Lo dicho por él respondía a una interrogante: ¿cómo conseguir que las urgencias de una demanda para la banda sonora de un documental o un espectáculo se traduzcan en admirables obras de arte e impacten en vastísimas audiencias hasta llegar a ser huellas memorables e imprescindibles en el imaginario popular de más de una generación?
Eduardo añadió un elemento, para él, decisivo: la interpretación. “Cuando tienes buenos intérpretes, que no solo entienden lo que tú escribiste, sino lo multiplican con toda la fuerza del mundo, la canción camina sola, y para nada molesta quedar en segundo plano. Yo he tenido esa suerte que responde, como sabes, al nombre de una gran amiga y excelente músico, Sara González”.
Tan certera percepción tuvo Eduardo de lo que sucedió con dos de sus más emblemáticas creaciones, que al día de hoy, más de cuatro décadas después de haberlas compuesto, Su nombre es pueblo y Canción de los CDR forman parte inalienable del patrimonio sonoro de Sara y de nuestro pueblo. Quizás si Sara hubiera puesto voz a Canción de todos, una pieza rebosante de justo clamor épico y musicalmente impecable, esta también estuviera en los labios de nuestra gente.
Podría hablarse de entrenamiento y sensibilidad para captar esencias populares y devolverlas al punto de partida, de extremas profesionalidad y capacidad de respuesta, pero también de una comprometida correspondencia entre su vocación personal y los objetivos colectivos de un grupo que se concibió como un taller innovador.
“Cuando tienes buenos intérpretes, que no solo entienden lo que tú escribiste, sino lo multiplican con toda la fuerza del mundo, la canción camina sola, y para nada molesta quedar en segundo plano. Yo he tenido esa suerte que responde, como sabes, al nombre de una gran amiga y excelente músico, Sara González”.
Fue admirable la empatía que unió a otros tres instrumentistas del GESI con Eduardo: los guitarristas Sergio Vitier y Pablo Menéndez y el pianista Emiliano Salvador. Una de las piezas que solía incluir Sergio en su repertorio como concertista solista es Guajira en cinco por cuatro, de Ramos. Revisitar Ekue, escrita a seis manos por Eduardo, Menéndez y Emiliano, coloca al escucha ante la revelación de una de las líneas más fecundas del jazz cubano, la que tiene que ver con el legado de los ritos litúrgicos de origen africano. Otra experiencia inquietante se tiene ante Báilalo si puedes, del mismo trío autoral, descarga monumental que toma como base la explotación exhaustiva de un patrón métrico irregular.

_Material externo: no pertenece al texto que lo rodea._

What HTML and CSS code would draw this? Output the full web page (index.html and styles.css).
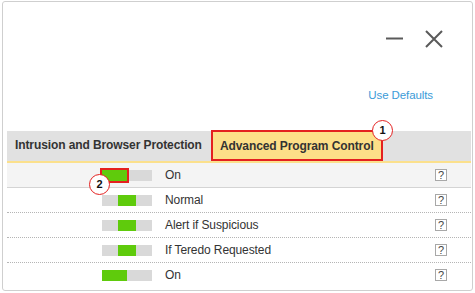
FILE: index.html
```html
<!DOCTYPE html>
<html lang="en">
<head>
    <meta charset="UTF-8">
    <meta name="viewport" content="width=device-width, initial-scale=1.0">
    <title>Advanced Program Control</title>
    <link rel="stylesheet" href="styles.css">
</head>
<body>

    <div class="window">
        <!-- Window controls -->
        <div class="titlebar">
            <svg class="ctrl" width="18" height="18" viewBox="0 0 18 18">
                <line x1="0" y1="8.5" x2="17" y2="8.5" stroke="#5a5a5a" stroke-width="2"/>
            </svg>
            <svg class="ctrl" width="18" height="18" viewBox="0 0 18 18">
                <path d="M1 1 L17 17 M17 1 L1 17" stroke="#5a5a5a" stroke-width="2"/>
            </svg>
        </div>

        <div class="defaults"><a href="#">Use Defaults</a></div>

        <div class="panel">
            <div class="tabs">
                <div class="tab">Intrusion and Browser Protection</div>
                <div class="tab active">Advanced Program Control<span class="badge">1</span></div>
            </div>

            <div class="rows">
                <div class="row selected">
                    <div class="slider">
                        <span class="fill low marked"></span>
                        <span class="badge step">2</span>
                    </div>
                    <span class="label">On</span>
                    <span class="help">?</span>
                </div>
                <div class="row">
                    <div class="slider"><span class="fill mid"></span></div>
                    <span class="label">Normal</span>
                    <span class="help">?</span>
                </div>
                <div class="row">
                    <div class="slider"><span class="fill mid"></span></div>
                    <span class="label">Alert if Suspicious</span>
                    <span class="help">?</span>
                </div>
                <div class="row">
                    <div class="slider"><span class="fill mid"></span></div>
                    <span class="label">If Teredo Requested</span>
                    <span class="help">?</span>
                </div>
                <div class="row last">
                    <div class="slider"><span class="fill low"></span></div>
                    <span class="label">On</span>
                    <span class="help">?</span>
                </div>
            </div>
        </div>
    </div>

</body>
</html>
```

FILE: styles.css
```css
body {
    margin: 0;
    font-family: "Liberation Sans", Arial, sans-serif;
    font-size: 12px;
    letter-spacing: -0.1px;
    color: #333;
    background: #fff;
}
.window {
    box-sizing: border-box;
    width: 471px;
    height: 290px;
    margin: 1px 0 0 2px;
    border: 1px solid #cfcfcf;
    border-radius: 3px;
}
.titlebar {
    display: flex;
    justify-content: flex-end;
    gap: 21px;
    padding: 28px 29px 0 0;
}
.ctrl {
    display: block;
}
.defaults {
    text-align: right;
    padding: 39px 39px 0 0;
    line-height: 16px;
    font-size: 11.5px;
}
.defaults a {
    color: #3b9bd8;
    text-decoration: none;
}
.panel {
    margin: 28px 1px 0 4px;
}
.tabs {
    display: flex;
    align-items: flex-end;
    height: 30px;
    background: #e1e1e1;
    border-bottom: 2px solid #fbe08c;
}
.tab {
    box-sizing: border-box;
    height: 30px;
    line-height: 29px;
    font-weight: bold;
    white-space: nowrap;
}
.tab:first-child {
    width: 204px;
    padding-left: 8px;
}
.tab.active {
    position: relative;
    width: 172px;
    height: 31px;
    padding-left: 7px;
    background: #fddf88;
    border: 2px solid #e4201f;
}
.badge {
    position: absolute;
    box-sizing: border-box;
    width: 21px;
    height: 21px;
    border: 1px solid #e4201f;
    border-radius: 50%;
    background: #fff;
    color: #111;
    font-weight: bold;
    font-size: 11px;
    line-height: 19px;
    letter-spacing: 0;
    text-align: center;
}
.tab.active .badge {
    right: -12px;
    top: -12px;
}
.row {
    display: flex;
    align-items: center;
    height: 24px;
    border-bottom: 1px dotted #b5b5b5;
}
.row.selected {
    background: #f4f4f4;
    border-bottom: 1px solid #d4d4d4;
}
.row.last {
    border-bottom: none;
}
.slider {
    position: relative;
    width: 50px;
    height: 11px;
    margin-left: 95px;
    background: #d9d9d9;
}
.fill {
    position: absolute;
    top: 0;
    height: 11px;
    background: #5fcb0c;
}
.fill.low {
    left: 0;
    width: 25px;
}
.fill.mid {
    left: 16px;
    width: 18px;
}
.fill.marked {
    outline: 2px solid #e4201f;
}
.badge.step {
    left: -13px;
    top: 4px;
}
.label {
    margin-left: 13px;
    flex: 1;
}
.help {
    box-sizing: border-box;
    width: 12px;
    height: 12px;
    margin-right: 24px;
    border: 1px solid #a8a8a8;
    background: #fff;
    color: #444;
    font-size: 11px;
    line-height: 11px;
    letter-spacing: 0;
    text-align: center;
}
```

Esto se hallaba ya en la sangre y el oficio de Eduardo, cuando se saben sus antecedentes. En 1966, Rembert Egües, pianista, vibrafonista y compositor, y Carlos del Puerto, contrabajista, que habían salido del combo de Felipe Dulzaides, contactaron con el guitarrista y compositor Martín Rojas, y este a su vez los llevó a conocer a un amigo suyo, Eduardo Ramos. Pronto se coció la trama de una formación emergente, en la que Eduardo fungió en un inicio como guitarra segunda. En la percusión, alternaban José Luis Quintana, Changuito, y Enrique Pla. El combo sentó plaza en el restorán La Torre, en el Vedado. Al escucharlos, Leo Brouwer les sugirió un nombre: Sonorama 6.
Entre el filin, el jazz y la descarga cubana, Eduardo amplió sus horizontes, al punto que en medio de los trajines del GESI dio a conocer una de sus mejores obras y uno, valga la redundancia, de los mejores boleros de nuestra época, 36 peldaños. Ese es un Eduardo que debemos evocar y promover a un primer plano en estos y próximos tiempos, tan necesitados de hallar asideros para el crecimiento de nuestra espiritualidad.